== What is needed ==
Pull out every line containing the string "styles".

#### Information shown

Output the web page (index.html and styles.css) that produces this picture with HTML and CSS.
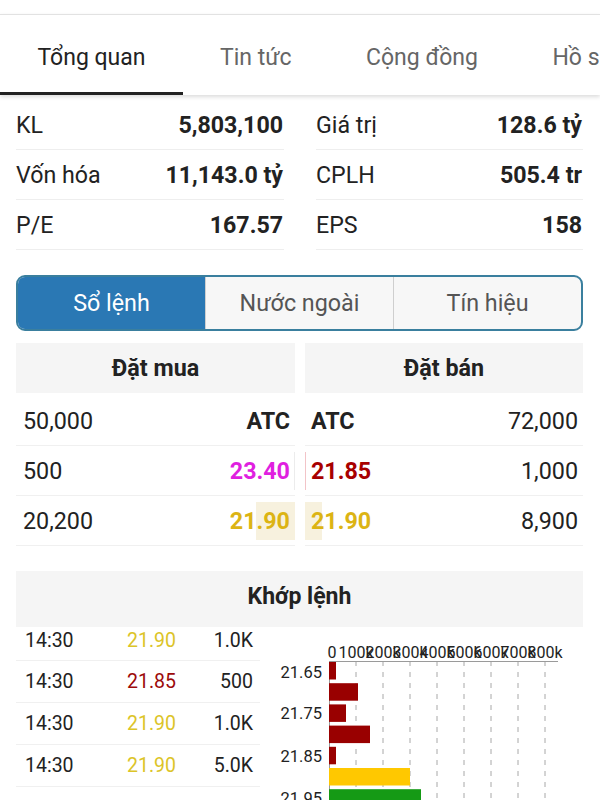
FILE: index.html
```html
<!DOCTYPE html>
<html lang="vi">
<head>
<meta charset="utf-8">
<title>Tổng quan</title>
<link rel="stylesheet" href="styles.css">
</head>
<body>
<div class="page">
  <nav class="tabs">
    <div class="tab active">Tổng quan</div>
    <div class="tab">Tin tức</div>
    <div class="tab">Cộng đồng</div>
    <div class="tab">Hồ sơ</div>
  </nav>

  <section class="stats">
    <div class="stat-col">
      <div class="stat-row"><span class="lbl">KL</span><span class="val">5,803,100</span></div>
      <div class="stat-row"><span class="lbl">Vốn hóa</span><span class="val">11,143.0 tỷ</span></div>
      <div class="stat-row"><span class="lbl">P/E</span><span class="val">167.57</span></div>
    </div>
    <div class="stat-col">
      <div class="stat-row"><span class="lbl">Giá trị</span><span class="val">128.6 tỷ</span></div>
      <div class="stat-row"><span class="lbl">CPLH</span><span class="val">505.4 tr</span></div>
      <div class="stat-row"><span class="lbl">EPS</span><span class="val">158</span></div>
    </div>
  </section>

  <div class="segment">
    <div class="seg active">Sổ lệnh</div>
    <div class="seg">Nước ngoài</div>
    <div class="seg">Tín hiệu</div>
  </div>

  <section class="book">
    <div class="book-col buy">
      <div class="book-head">Đặt mua</div>
      <div class="book-row"><span>50,000</span><span class="b">ATC</span></div>
      <div class="book-row mark-l"><span>500</span><span class="b ceil">23.40</span></div>
      <div class="book-row flash-l"><span>20,200</span><span class="b ref">21.90</span></div>
    </div>
    <div class="book-col sell">
      <div class="book-head">Đặt bán</div>
      <div class="book-row"><span class="b">ATC</span><span>72,000</span></div>
      <div class="book-row mark-r"><span class="b down">21.85</span><span>1,000</span></div>
      <div class="book-row flash-r"><span class="b ref">21.90</span><span>8,900</span></div>
    </div>
  </section>

  <div class="match-head">Khớp lệnh</div>

  <section class="match">
    <div class="trades">
      <div class="trade"><span class="t">14:30</span><span class="p ref-l">21.90</span><span class="v">1.0K</span></div>
      <div class="trade"><span class="t">14:30</span><span class="p down">21.85</span><span class="v">500</span></div>
      <div class="trade"><span class="t">14:30</span><span class="p ref-l">21.90</span><span class="v">1.0K</span></div>
      <div class="trade"><span class="t">14:30</span><span class="p ref-l">21.90</span><span class="v">5.0K</span></div>
    </div>
    <div class="chart">
      <svg width="313" height="173" viewBox="0 0 313 173">
        <g class="grid">
          <line x1="86" y1="34" x2="86" y2="173"/>
          <line x1="113" y1="34" x2="113" y2="173"/>
          <line x1="140" y1="34" x2="140" y2="173"/>
          <line x1="167" y1="34" x2="167" y2="173"/>
          <line x1="194" y1="34" x2="194" y2="173"/>
          <line x1="221" y1="34" x2="221" y2="173"/>
          <line x1="248" y1="34" x2="248" y2="173"/>
          <line x1="275" y1="34" x2="275" y2="173"/>
        </g>
        <line class="axis" x1="59" y1="34.5" x2="288" y2="34.5"/>
        <line class="axis" x1="59.5" y1="34" x2="59.5" y2="173"/>
        <g class="xlab">
          <text x="62" y="31">0</text>
          <text x="86" y="31">100k</text>
          <text x="113" y="31">200k</text>
          <text x="140" y="31">300k</text>
          <text x="167" y="31">400k</text>
          <text x="194" y="31">500k</text>
          <text x="221" y="31">600k</text>
          <text x="248" y="31">700k</text>
          <text x="275" y="31">800k</text>
        </g>
        <g class="ylab">
          <text x="52" y="51">21.65</text>
          <text x="52" y="92">21.75</text>
          <text x="52" y="135">21.85</text>
          <text x="52" y="177">21.95</text>
        </g>
        <rect class="bar-r" x="59" y="35" width="7" height="17.5"/>
        <rect class="bar-r" x="59" y="56.2" width="29" height="17.5"/>
        <rect class="bar-r" x="59" y="77.4" width="17" height="17.5"/>
        <rect class="bar-r" x="59" y="98.6" width="41" height="17.5"/>
        <rect class="bar-r" x="59" y="119.8" width="7" height="17.5"/>
        <rect class="bar-y" x="59" y="141" width="81" height="17.5"/>
        <rect class="bar-g" x="59" y="162.2" width="92" height="17.5"/>
      </svg>
    </div>
  </section>
</div>
</body>
</html>
```

FILE: styles.css
```css
* { box-sizing: border-box; }

html, body {
  margin: 0;
  padding: 0;
  background: #ffffff;
}

body {
  font-family: Roboto, "Noto Sans", "Liberation Sans", sans-serif;
  color: #222222;
  width: 600px;
  height: 800px;
  overflow: hidden;
}

.page {
  padding-top: 14px;
}

/* Tabs */
.tabs {
  display: flex;
  height: 81px;
  border-top: 1px solid #e2e2e2;
  box-shadow: 0 2px 4px rgba(0, 0, 0, 0.14);
  white-space: nowrap;
  overflow: hidden;
  position: relative;
}

.tab {
  flex: none;
  padding: 4px 37px 0 37.5px;
  font-size: 23px;
  line-height: 77px;
  color: #666666;
  border-bottom: 3px solid transparent;
}

.tab.active {
  color: #222222;
  border-bottom-color: #222222;
}

/* Stats */
.stats {
  display: grid;
  grid-template-columns: 268px 267px;
  column-gap: 32px;
  padding: 5px 17px 0 16px;
}

.stat-row {
  display: flex;
  justify-content: space-between;
  align-items: center;
  height: 50px;
  border-bottom: 1px solid #eeeeee;
  font-size: 23.2px;
  padding-top: 1px;
}

.stat-row .val {
  font-weight: 700;
  padding-right: 1px;
}

/* Segment control */
.segment {
  display: flex;
  margin: 25px 17px 0 16px;
  height: 56px;
  border: 2px solid #3a7f9e;
  border-radius: 9px;
  overflow: hidden;
  background: #f7f7f7;
}

.seg {
  flex: 1;
  display: flex;
  align-items: center;
  justify-content: center;
  font-size: 23.3px;
  color: #555555;
  border-left: 1px solid #cfcfcf;
}

.seg:first-child { border-left: none; }

.seg.active {
  background: #2a78b4;
  color: #ffffff;
}

/* Order book */
.book {
  display: grid;
  grid-template-columns: 279px 278px;
  column-gap: 10px;
  margin: 12px 17px 0 16px;
}

.book-head {
  height: 50px;
  display: flex;
  align-items: center;
  justify-content: center;
  background: #f5f5f5;
  font-size: 23.3px;
  font-weight: 700;
  margin-bottom: 3px;
}

.book-row {
  display: flex;
  justify-content: space-between;
  align-items: center;
  height: 50px;
  border-bottom: 1px solid #f0f0f0;
  font-size: 23.3px;
  padding: 0 5px 0 7px;
}

.sell .book-row { padding: 0 5px 0 6px; }

.b { font-weight: 700; }
.ceil { color: #e01fe0; }
.down { color: #a80000; }
.ref { color: #dcb414; }

.mark-l {
  background: linear-gradient(#ececec, #ececec) right center / 1px 38px no-repeat;
}
.mark-r {
  background: linear-gradient(#f2c4c8, #f2c4c8) left center / 1px 38px no-repeat;
}
.flash-l {
  background: linear-gradient(#f7f1de, #f7f1de) right center / 39px 38px no-repeat;
}
.flash-r {
  background: linear-gradient(#f7f1de, #f7f1de) left center / 17px 38px no-repeat;
}

/* Matched orders */
.match-head {
  margin: 25px 17px 0 16px;
  height: 56px;
  padding-bottom: 5px;
  display: flex;
  align-items: center;
  justify-content: center;
  background: #f5f5f5;
  font-size: 23px;
  font-weight: 700;
}

.match {
  display: flex;
  padding-left: 16px;
}

.trades {
  width: 244px;
  flex: none;
}

.trade {
  display: flex;
  align-items: center;
  height: 42px;
  border-bottom: 1px solid #f0f0f0;
  font-size: 19.5px;
  line-height: 26px;
}

.trade:first-child {
  height: 34px;
  align-items: flex-start;
  line-height: 28px;
}

.trade .t { width: 111px; padding-left: 9px; }
.trade .p { width: 49px; text-align: right; }
.trade .v { width: 77px; text-align: right; }

.ref-l { color: #dcc428; }
.trade .down { color: #9c0a0a; }

.chart {
  margin-left: 10px;
  flex: none;
}

.chart svg { display: block; }

.grid line {
  stroke: #a8a8a8;
  stroke-width: 1;
  stroke-dasharray: 5 6;
}

.axis {
  stroke: #9a9a9a;
  stroke-width: 1;
}

.xlab text {
  font-family: Roboto, "Liberation Sans", sans-serif;
  font-size: 16px;
  fill: #222222;
  text-anchor: middle;
}

.ylab text {
  font-family: Roboto, "Liberation Sans", sans-serif;
  font-size: 16.5px;
  fill: #222222;
  text-anchor: end;
}

.bar-r { fill: #990000; }
.bar-y { fill: #ffc800; }
.bar-g { fill: #159a15; }
```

########

== Task answer ==
Output the web page (index.html and styles.css) that produces this picture with HTML and CSS.
<link rel="stylesheet" href="styles.css">
FILE: styles.css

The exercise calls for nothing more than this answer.